Write the data out again in full, with no departure from the original.

↓

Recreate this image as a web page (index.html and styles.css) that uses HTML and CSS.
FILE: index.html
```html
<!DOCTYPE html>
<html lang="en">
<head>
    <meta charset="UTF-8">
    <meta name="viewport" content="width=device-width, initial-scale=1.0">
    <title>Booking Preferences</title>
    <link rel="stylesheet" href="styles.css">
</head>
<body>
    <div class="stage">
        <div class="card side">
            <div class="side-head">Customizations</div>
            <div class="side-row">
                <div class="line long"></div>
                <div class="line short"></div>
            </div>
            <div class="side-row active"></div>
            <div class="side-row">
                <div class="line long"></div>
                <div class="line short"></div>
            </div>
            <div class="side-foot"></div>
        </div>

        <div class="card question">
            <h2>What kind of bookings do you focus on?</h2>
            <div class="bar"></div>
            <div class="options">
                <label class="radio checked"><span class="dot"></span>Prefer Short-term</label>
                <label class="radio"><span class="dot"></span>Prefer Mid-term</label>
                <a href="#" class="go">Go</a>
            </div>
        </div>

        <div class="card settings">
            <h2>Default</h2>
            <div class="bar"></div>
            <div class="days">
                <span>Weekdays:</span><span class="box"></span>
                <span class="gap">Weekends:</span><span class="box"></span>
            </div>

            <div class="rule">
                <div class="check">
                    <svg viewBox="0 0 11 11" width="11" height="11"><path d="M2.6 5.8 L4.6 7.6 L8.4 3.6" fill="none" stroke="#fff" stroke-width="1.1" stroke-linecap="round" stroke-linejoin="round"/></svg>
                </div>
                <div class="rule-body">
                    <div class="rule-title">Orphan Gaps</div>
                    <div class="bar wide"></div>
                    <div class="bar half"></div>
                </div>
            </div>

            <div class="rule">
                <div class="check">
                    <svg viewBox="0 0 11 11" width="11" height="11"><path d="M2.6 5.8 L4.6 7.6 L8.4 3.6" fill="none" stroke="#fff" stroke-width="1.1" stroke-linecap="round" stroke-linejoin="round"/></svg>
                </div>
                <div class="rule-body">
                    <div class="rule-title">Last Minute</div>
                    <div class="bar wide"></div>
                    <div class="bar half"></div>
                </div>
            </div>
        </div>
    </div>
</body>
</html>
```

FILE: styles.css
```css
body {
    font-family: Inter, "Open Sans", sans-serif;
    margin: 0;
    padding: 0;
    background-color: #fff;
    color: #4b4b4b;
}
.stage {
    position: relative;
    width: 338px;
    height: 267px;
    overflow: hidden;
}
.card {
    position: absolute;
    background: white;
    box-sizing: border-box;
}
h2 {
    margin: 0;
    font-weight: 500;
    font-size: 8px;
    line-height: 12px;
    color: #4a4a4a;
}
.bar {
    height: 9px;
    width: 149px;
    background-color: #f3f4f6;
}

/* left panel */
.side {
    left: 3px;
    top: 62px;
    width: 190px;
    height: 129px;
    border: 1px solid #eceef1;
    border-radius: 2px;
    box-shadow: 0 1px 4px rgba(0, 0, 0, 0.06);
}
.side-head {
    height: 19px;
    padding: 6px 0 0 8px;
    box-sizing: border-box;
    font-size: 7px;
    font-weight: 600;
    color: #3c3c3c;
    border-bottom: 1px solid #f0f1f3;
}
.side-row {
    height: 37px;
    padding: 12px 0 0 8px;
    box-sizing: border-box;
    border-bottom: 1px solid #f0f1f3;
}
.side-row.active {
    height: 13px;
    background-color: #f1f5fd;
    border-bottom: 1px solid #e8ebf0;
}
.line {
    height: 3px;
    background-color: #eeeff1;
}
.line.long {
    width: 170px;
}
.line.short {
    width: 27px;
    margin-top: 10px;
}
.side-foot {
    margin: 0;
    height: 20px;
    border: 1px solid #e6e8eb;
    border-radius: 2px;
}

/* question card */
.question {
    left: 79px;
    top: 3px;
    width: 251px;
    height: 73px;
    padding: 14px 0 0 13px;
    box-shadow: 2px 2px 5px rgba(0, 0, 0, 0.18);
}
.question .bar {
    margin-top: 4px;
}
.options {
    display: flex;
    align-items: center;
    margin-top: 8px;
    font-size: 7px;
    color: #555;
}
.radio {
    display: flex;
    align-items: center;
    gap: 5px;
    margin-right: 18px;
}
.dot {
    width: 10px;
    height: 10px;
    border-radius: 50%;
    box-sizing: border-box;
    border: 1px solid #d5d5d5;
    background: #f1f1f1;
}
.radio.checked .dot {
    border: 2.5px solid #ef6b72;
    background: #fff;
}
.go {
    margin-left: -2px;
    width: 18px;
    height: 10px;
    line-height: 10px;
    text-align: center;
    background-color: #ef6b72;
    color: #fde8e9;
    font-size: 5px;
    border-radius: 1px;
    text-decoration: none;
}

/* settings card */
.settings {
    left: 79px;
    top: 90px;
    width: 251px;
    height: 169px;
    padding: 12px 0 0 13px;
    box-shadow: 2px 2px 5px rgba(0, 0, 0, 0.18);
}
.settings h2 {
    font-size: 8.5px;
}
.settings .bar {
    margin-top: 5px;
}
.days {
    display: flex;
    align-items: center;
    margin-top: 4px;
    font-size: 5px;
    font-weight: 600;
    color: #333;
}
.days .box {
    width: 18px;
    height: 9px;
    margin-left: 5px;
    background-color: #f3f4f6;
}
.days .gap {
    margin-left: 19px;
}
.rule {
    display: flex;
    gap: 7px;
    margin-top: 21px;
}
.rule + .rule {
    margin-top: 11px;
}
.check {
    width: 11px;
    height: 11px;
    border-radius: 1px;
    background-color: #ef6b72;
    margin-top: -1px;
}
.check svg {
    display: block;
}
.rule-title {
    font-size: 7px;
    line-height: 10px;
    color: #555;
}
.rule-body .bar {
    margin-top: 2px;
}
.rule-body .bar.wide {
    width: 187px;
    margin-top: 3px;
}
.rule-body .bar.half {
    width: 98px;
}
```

↑

● **Problem solution**:
Recreate this image as a web page (index.html and styles.css) that uses HTML and CSS.
FILE: index.html
```html
<!DOCTYPE html>
<html lang="en">
<head>
    <meta charset="UTF-8">
    <meta name="viewport" content="width=device-width, initial-scale=1.0">
    <title>Booking Preferences</title>
    <link rel="stylesheet" href="styles.css">
</head>
<body>
    <div class="stage">
        <div class="card side">
            <div class="side-head">Customizations</div>
            <div class="side-row">
                <div class="line long"></div>
                <div class="line short"></div>
            </div>
            <div class="side-row active"></div>
            <div class="side-row">
                <div class="line long"></div>
                <div class="line short"></div>
            </div>
            <div class="side-foot"></div>
        </div>

        <div class="card question">
            <h2>What kind of bookings do you focus on?</h2>
            <div class="bar"></div>
            <div class="options">
                <label class="radio checked"><span class="dot"></span>Prefer Short-term</label>
                <label class="radio"><span class="dot"></span>Prefer Mid-term</label>
                <a href="#" class="go">Go</a>
            </div>
        </div>

        <div class="card settings">
            <h2>Default</h2>
            <div class="bar"></div>
            <div class="days">
                <span>Weekdays:</span><span class="box"></span>
                <span class="gap">Weekends:</span><span class="box"></span>
            </div>

            <div class="rule">
                <div class="check">
                    <svg viewBox="0 0 11 11" width="11" height="11"><path d="M2.6 5.8 L4.6 7.6 L8.4 3.6" fill="none" stroke="#fff" stroke-width="1.1" stroke-linecap="round" stroke-linejoin="round"/></svg>
                </div>
                <div class="rule-body">
                    <div class="rule-title">Orphan Gaps</div>
                    <div class="bar wide"></div>
                    <div class="bar half"></div>
                </div>
            </div>

            <div class="rule">
                <div class="check">
                    <svg viewBox="0 0 11 11" width="11" height="11"><path d="M2.6 5.8 L4.6 7.6 L8.4 3.6" fill="none" stroke="#fff" stroke-width="1.1" stroke-linecap="round" stroke-linejoin="round"/></svg>
                </div>
                <div class="rule-body">
                    <div class="rule-title">Last Minute</div>
                    <div class="bar wide"></div>
                    <div class="bar half"></div>
                </div>
            </div>
        </div>
    </div>
</body>
</html>
```

FILE: styles.css
```css
body {
    font-family: Inter, "Open Sans", sans-serif;
    margin: 0;
    padding: 0;
    background-color: #fff;
    color: #4b4b4b;
}
.stage {
    position: relative;
    width: 338px;
    height: 267px;
    overflow: hidden;
}
.card {
    position: absolute;
    background: white;
    box-sizing: border-box;
}
h2 {
    margin: 0;
    font-weight: 500;
    font-size: 8px;
    line-height: 12px;
    color: #4a4a4a;
}
.bar {
    height: 9px;
    width: 149px;
    background-color: #f3f4f6;
}

/* left panel */
.side {
    left: 3px;
    top: 62px;
    width: 190px;
    height: 129px;
    border: 1px solid #eceef1;
    border-radius: 2px;
    box-shadow: 0 1px 4px rgba(0, 0, 0, 0.06);
}
.side-head {
    height: 19px;
    padding: 6px 0 0 8px;
    box-sizing: border-box;
    font-size: 7px;
    font-weight: 600;
    color: #3c3c3c;
    border-bottom: 1px solid #f0f1f3;
}
.side-row {
    height: 37px;
    padding: 12px 0 0 8px;
    box-sizing: border-box;
    border-bottom: 1px solid #f0f1f3;
}
.side-row.active {
    height: 13px;
    background-color: #f1f5fd;
    border-bottom: 1px solid #e8ebf0;
}
.line {
    height: 3px;
    background-color: #eeeff1;
}
.line.long {
    width: 170px;
}
.line.short {
    width: 27px;
    margin-top: 10px;
}
.side-foot {
    margin: 0;
    height: 20px;
    border: 1px solid #e6e8eb;
    border-radius: 2px;
}

/* question card */
.question {
    left: 79px;
    top: 3px;
    width: 251px;
    height: 73px;
    padding: 14px 0 0 13px;
    box-shadow: 2px 2px 5px rgba(0, 0, 0, 0.18);
}
.question .bar {
    margin-top: 4px;
}
.options {
    display: flex;
    align-items: center;
    margin-top: 8px;
    font-size: 7px;
    color: #555;
}
.radio {
    display: flex;
    align-items: center;
    gap: 5px;
    margin-right: 18px;
}
.dot {
    width: 10px;
    height: 10px;
    border-radius: 50%;
    box-sizing: border-box;
    border: 1px solid #d5d5d5;
    background: #f1f1f1;
}
.radio.checked .dot {
    border: 2.5px solid #ef6b72;
    background: #fff;
}
.go {
    margin-left: -2px;
    width: 18px;
    height: 10px;
    line-height: 10px;
    text-align: center;
    background-color: #ef6b72;
    color: #fde8e9;
    font-size: 5px;
    border-radius: 1px;
    text-decoration: none;
}

/* settings card */
.settings {
    left: 79px;
    top: 90px;
    width: 251px;
    height: 169px;
    padding: 12px 0 0 13px;
    box-shadow: 2px 2px 5px rgba(0, 0, 0, 0.18);
}
.settings h2 {
    font-size: 8.5px;
}
.settings .bar {
    margin-top: 5px;
}
.days {
    display: flex;
    align-items: center;
    margin-top: 4px;
    font-size: 5px;
    font-weight: 600;
    color: #333;
}
.days .box {
    width: 18px;
    height: 9px;
    margin-left: 5px;
    background-color: #f3f4f6;
}
.days .gap {
    margin-left: 19px;
}
.rule {
    display: flex;
    gap: 7px;
    margin-top: 21px;
}
.rule + .rule {
    margin-top: 11px;
}
.check {
    width: 11px;
    height: 11px;
    border-radius: 1px;
    background-color: #ef6b72;
    margin-top: -1px;
}
.check svg {
    display: block;
}
.rule-title {
    font-size: 7px;
    line-height: 10px;
    color: #555;
}
.rule-body .bar {
    margin-top: 2px;
}
.rule-body .bar.wide {
    width: 187px;
    margin-top: 3px;
}
.rule-body .bar.half {
    width: 98px;
}
```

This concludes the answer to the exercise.